I can think of three important energy-efficient household electric devices: (1) heat pumps, (2) electric discharge lamps (including fluorescent lamps), and (3) microwave ovens.
A heat pump is a device that transfers heat against its natural direction of flow. If you use one to heat your home, the heat pump uses electricity to transfer heat from the colder outside air to the hotter inside air, so that the inside air becomes even hotter and the outside air becomes even colder. The electricity that the heat pump uses also becomes thermal energy inside your home. Since both the electric energy and the thermal energy pumped from the air outside end up inside your home, a heat pump provides more heat than a simple space heater can provide with the same electricity. The energy efficiency of a heat pump decreases as the temperature difference between inside and outside becomes greater, but it typically provides 4 or more times as much heat to your home as a normal electric space heater would provide with the same amount of electricity. Incidentally, when the heat pump is reversed, so that it pumps heat out of your home, it is then an air conditioner.
Electric discharge lamps are between 2 and 5 times as energy efficient as normal incandescent light bulbs. The hot filament of an incandescent lamp delivers only about 10% of its electric power as visible light. In contrast, a fluorescent lamp delivers about 25% of its electric power as visible light and some gas discharge lamps (particularly low-pressure sodium vapor) deliver as much as 50% of their electric powers as visible light.

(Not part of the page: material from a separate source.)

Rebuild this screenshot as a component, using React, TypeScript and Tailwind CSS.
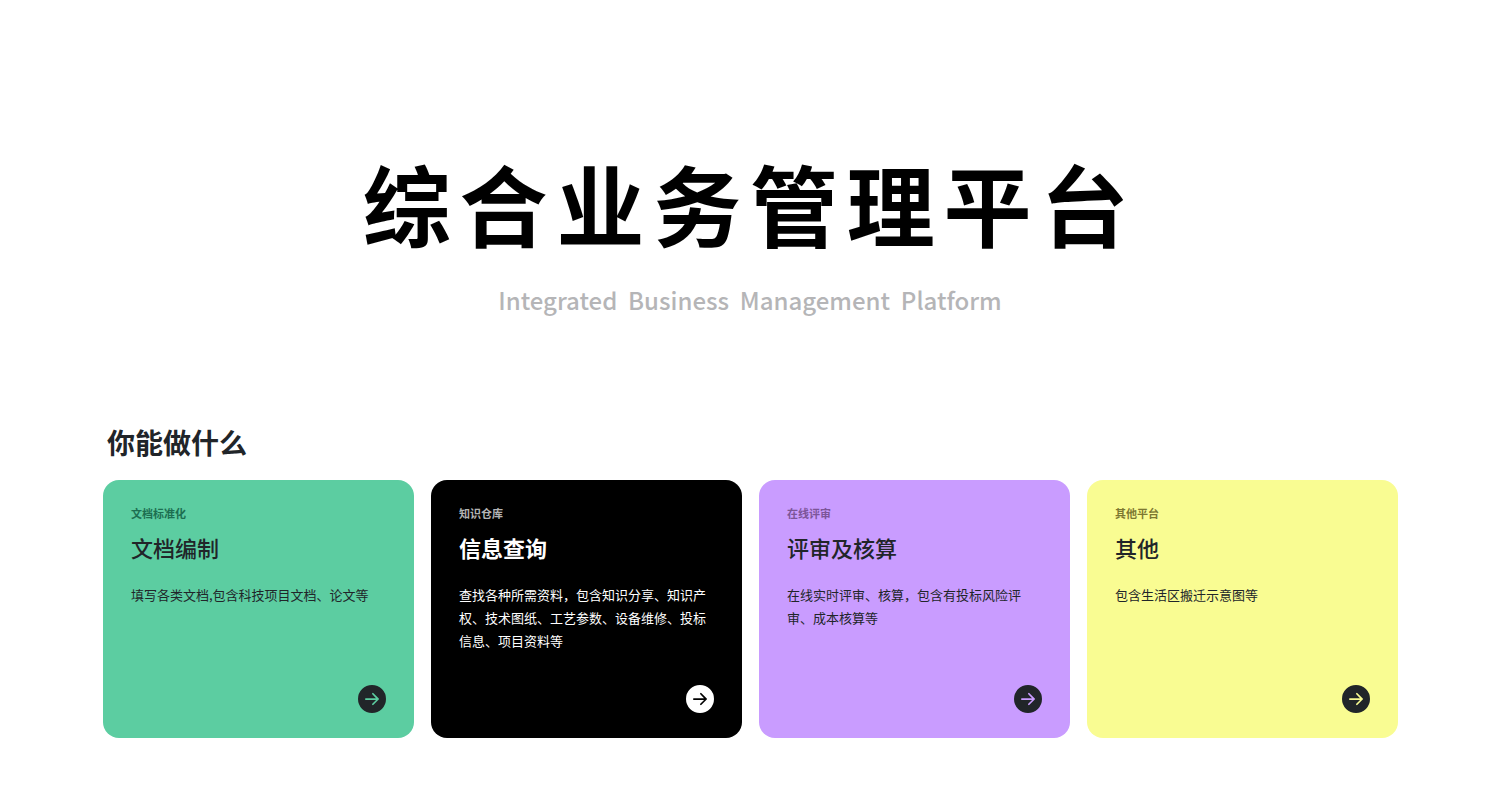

A microwave oven transfers about 50% of its electric power directly into the water molecules of the food that you are cooking. Cooking occurs quickly and because the cooking chamber doesn't get hot, there is no power wasted in heating the oven itself or the room surrounding the oven. Depending on how large an object you are cooking, a microwave oven probably uses between 5 and 20 percent of the electricity it would take you to cook the same food in a standard oven.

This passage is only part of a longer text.